The whole question is one word: when? Two instants are possible, and a single accident separates their consequences.

First choice: the carrier writes “delivered” the moment he hands you the envelope, before you have even taken hold of it. If he throws away his copy at that instant and you drop the letter in a puddle right after, it is lost: he keeps no trace, no one will replay it for you. You received the letter at most once, maybe zero times.

Second choice: the carrier waits for your signature before writing “delivered”. But imagine lightning strikes just after you sign, and before he can record your signature in his notebook. From his point of view, the letter is not acknowledged: he will come back tomorrow to deliver the same one. So you will receive it at least once, sometimes twice.

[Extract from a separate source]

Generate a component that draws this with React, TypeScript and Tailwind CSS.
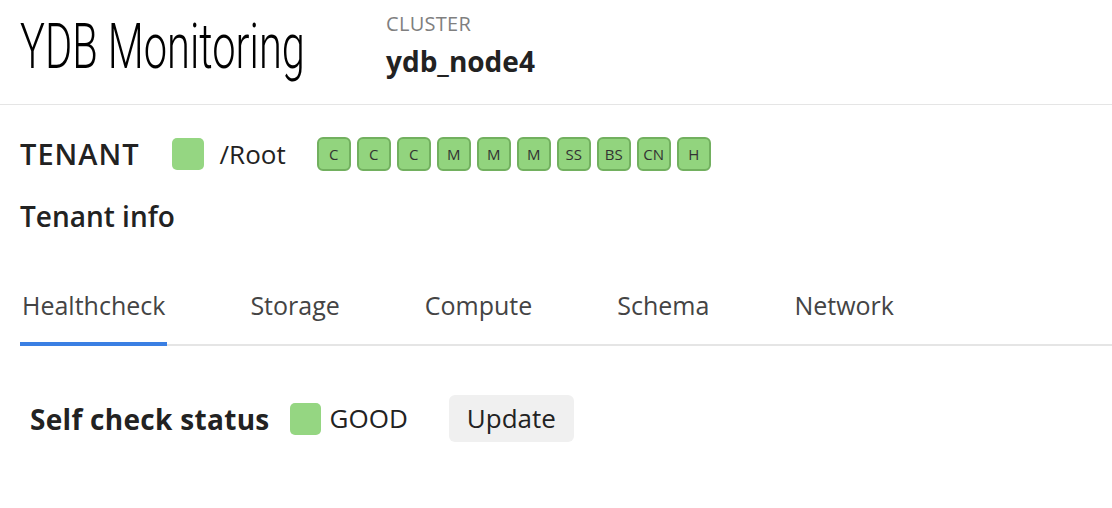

Lose once, or receive twice. This is no minor technicality: it is the heart of delivery semantics, and we are now going to give it its exact names.

The three promises

For a given message, a messaging system always runs three actions: it delivers the message to the consumer, the consumer processes it (this is the real effect: charging a card, reserving stock, sending an email), and someone acknowledges. What changes everything is the order of these actions and what we do on a crash. Three disciplines exist, and only three.

The first puts the acknowledgement before processing. We erase the message as soon as we receive it, then process it. If a crash happens between the acknowledgement and the end of processing, the message is already erased: no one will replay it, the effect will never happen. This is at-most-once delivery : the message is processed zero or one time, never more. We never duplicate, but we can lose.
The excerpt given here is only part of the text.